*Goal*:
Check each line of the data for "React" and select those that have it.

○ ○ ○

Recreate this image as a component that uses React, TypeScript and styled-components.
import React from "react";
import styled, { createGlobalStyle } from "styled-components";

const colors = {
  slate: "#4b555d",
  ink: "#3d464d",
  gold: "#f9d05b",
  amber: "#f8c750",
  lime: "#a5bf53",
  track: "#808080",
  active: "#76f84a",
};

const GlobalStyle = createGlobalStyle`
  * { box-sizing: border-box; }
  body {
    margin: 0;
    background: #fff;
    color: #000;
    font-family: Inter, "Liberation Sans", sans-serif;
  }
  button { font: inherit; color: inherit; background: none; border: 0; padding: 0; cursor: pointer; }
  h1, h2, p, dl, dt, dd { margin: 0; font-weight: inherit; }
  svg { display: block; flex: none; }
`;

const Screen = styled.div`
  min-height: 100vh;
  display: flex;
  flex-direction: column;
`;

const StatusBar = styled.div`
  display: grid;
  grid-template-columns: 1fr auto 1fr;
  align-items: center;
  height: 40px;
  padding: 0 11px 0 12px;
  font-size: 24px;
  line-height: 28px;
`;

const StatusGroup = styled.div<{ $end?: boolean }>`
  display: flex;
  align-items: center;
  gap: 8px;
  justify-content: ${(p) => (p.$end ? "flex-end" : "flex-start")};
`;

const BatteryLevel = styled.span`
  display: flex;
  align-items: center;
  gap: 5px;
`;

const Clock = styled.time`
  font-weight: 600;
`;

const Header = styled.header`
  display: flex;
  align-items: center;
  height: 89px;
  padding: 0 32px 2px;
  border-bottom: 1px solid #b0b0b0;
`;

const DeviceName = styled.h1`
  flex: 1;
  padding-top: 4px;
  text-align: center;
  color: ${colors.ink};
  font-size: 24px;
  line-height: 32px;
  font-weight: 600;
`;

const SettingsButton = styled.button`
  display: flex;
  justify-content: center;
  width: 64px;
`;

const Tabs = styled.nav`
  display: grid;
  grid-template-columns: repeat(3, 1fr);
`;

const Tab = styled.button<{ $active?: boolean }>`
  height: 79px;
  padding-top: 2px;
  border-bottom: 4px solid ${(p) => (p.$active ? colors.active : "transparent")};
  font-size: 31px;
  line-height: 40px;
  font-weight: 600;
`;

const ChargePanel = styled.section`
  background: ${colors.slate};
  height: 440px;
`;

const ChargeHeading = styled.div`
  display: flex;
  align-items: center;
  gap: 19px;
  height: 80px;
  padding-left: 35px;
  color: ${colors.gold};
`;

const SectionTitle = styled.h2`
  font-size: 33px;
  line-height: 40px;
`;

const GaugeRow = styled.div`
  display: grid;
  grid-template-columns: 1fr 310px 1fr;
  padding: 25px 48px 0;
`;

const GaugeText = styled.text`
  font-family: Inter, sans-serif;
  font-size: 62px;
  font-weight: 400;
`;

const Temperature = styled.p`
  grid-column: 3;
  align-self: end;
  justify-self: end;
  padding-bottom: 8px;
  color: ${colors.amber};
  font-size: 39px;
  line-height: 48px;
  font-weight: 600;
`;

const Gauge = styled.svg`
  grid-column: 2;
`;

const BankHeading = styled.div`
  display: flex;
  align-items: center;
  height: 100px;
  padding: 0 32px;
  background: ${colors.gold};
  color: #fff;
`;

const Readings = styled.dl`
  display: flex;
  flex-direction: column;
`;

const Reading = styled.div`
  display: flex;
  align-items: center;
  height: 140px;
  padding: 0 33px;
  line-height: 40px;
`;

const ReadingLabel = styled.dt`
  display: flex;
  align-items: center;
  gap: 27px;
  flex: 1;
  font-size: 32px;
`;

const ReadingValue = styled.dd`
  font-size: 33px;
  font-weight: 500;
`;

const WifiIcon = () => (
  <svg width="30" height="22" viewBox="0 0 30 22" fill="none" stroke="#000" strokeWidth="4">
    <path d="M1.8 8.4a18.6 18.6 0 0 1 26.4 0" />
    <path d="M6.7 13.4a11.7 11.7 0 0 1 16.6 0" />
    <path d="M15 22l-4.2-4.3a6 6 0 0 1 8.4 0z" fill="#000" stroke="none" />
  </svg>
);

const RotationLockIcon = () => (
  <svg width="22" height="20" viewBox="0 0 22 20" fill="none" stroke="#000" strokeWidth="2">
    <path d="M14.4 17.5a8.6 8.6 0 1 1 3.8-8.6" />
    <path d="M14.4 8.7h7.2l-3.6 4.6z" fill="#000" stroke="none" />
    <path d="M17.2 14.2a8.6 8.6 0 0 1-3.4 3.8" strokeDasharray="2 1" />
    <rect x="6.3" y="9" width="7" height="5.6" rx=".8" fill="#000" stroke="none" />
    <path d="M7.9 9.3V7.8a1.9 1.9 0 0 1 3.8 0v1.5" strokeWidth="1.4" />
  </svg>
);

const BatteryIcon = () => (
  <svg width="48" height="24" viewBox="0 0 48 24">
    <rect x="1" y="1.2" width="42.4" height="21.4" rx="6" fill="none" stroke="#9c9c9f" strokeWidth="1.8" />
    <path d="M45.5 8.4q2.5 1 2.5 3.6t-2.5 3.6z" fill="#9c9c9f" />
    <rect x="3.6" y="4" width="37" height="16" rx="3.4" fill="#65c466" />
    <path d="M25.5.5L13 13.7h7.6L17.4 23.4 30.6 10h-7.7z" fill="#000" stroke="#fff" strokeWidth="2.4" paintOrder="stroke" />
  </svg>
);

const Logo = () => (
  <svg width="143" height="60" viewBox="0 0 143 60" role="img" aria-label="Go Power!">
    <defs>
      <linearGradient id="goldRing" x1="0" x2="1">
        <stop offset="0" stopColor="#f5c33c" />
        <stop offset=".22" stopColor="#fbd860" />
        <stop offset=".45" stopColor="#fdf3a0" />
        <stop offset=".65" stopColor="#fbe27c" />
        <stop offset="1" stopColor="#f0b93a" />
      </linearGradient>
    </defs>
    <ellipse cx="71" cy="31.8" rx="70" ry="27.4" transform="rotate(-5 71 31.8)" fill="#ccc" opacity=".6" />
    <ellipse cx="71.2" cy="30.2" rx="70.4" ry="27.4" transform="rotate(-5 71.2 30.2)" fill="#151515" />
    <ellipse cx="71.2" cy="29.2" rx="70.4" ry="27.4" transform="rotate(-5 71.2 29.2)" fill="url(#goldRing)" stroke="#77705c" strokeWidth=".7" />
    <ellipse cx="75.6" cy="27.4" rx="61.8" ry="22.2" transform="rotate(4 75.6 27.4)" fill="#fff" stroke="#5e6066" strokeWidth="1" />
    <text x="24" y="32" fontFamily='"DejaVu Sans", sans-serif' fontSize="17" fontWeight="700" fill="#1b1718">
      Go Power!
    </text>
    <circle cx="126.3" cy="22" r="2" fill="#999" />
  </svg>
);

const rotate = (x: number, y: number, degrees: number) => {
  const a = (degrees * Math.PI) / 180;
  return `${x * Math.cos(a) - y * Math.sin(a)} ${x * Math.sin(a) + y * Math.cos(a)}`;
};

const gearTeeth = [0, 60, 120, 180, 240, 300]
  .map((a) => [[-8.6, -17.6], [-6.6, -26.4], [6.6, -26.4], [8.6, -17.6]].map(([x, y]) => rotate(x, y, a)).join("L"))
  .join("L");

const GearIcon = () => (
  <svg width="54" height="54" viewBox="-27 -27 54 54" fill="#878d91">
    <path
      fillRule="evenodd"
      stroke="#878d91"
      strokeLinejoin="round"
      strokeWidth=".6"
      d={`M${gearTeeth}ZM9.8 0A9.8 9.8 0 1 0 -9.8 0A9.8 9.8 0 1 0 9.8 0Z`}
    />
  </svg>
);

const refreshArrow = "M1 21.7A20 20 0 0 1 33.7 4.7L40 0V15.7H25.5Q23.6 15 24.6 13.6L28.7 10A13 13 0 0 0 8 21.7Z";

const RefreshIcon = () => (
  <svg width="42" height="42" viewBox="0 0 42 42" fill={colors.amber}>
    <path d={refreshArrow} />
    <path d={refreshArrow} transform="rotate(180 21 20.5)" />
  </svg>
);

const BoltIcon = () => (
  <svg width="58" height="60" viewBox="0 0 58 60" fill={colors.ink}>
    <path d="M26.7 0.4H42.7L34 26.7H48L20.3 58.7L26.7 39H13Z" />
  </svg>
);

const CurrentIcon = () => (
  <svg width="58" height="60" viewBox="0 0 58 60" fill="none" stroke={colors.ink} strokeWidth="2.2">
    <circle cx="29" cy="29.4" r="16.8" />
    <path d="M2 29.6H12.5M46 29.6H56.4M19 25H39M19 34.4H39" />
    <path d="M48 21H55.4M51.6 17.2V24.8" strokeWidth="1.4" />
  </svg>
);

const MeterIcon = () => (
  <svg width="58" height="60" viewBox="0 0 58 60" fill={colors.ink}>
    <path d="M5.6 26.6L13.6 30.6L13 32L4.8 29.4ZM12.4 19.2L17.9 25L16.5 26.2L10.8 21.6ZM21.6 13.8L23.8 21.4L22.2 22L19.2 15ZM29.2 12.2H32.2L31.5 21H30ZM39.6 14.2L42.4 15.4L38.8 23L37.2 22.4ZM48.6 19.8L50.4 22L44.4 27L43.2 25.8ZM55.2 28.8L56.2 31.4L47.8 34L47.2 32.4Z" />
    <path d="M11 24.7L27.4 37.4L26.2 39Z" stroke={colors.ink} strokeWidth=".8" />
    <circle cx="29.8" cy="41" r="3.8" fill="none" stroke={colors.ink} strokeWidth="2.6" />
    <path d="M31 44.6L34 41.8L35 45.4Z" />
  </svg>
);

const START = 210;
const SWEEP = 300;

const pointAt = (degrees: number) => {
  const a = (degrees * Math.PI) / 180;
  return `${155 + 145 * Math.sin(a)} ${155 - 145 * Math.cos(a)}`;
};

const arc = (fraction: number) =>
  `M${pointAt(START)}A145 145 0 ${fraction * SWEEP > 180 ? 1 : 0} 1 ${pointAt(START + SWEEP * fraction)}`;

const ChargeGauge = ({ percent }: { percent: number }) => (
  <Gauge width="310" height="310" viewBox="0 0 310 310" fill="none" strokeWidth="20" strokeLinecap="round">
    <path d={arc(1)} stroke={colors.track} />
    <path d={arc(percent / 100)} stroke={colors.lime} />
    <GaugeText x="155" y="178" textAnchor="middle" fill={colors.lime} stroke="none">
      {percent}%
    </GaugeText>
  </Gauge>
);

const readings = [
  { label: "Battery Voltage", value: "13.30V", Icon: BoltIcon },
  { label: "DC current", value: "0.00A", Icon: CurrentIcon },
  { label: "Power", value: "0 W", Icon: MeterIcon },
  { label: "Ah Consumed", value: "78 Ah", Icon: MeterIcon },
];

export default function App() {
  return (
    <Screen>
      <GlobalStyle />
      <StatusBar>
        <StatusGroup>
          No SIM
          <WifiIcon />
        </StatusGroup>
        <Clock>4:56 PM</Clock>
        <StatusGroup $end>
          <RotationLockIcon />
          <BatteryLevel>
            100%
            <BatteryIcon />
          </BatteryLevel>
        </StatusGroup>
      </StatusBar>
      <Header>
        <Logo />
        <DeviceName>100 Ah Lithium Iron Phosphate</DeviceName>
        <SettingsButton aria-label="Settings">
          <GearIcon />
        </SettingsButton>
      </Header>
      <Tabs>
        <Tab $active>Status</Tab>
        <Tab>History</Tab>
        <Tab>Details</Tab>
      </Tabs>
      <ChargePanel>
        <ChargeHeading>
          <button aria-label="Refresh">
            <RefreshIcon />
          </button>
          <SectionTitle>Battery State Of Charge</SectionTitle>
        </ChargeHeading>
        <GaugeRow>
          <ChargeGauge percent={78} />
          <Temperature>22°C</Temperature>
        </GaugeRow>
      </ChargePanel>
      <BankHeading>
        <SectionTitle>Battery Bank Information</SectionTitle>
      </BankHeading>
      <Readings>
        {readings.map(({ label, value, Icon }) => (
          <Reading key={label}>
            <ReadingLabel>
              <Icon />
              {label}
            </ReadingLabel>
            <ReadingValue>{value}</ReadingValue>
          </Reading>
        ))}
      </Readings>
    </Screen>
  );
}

○ ○ ○

*Answer to the problem*:
Recreate this image as a component that uses React, TypeScript and styled-components.
import React from "react";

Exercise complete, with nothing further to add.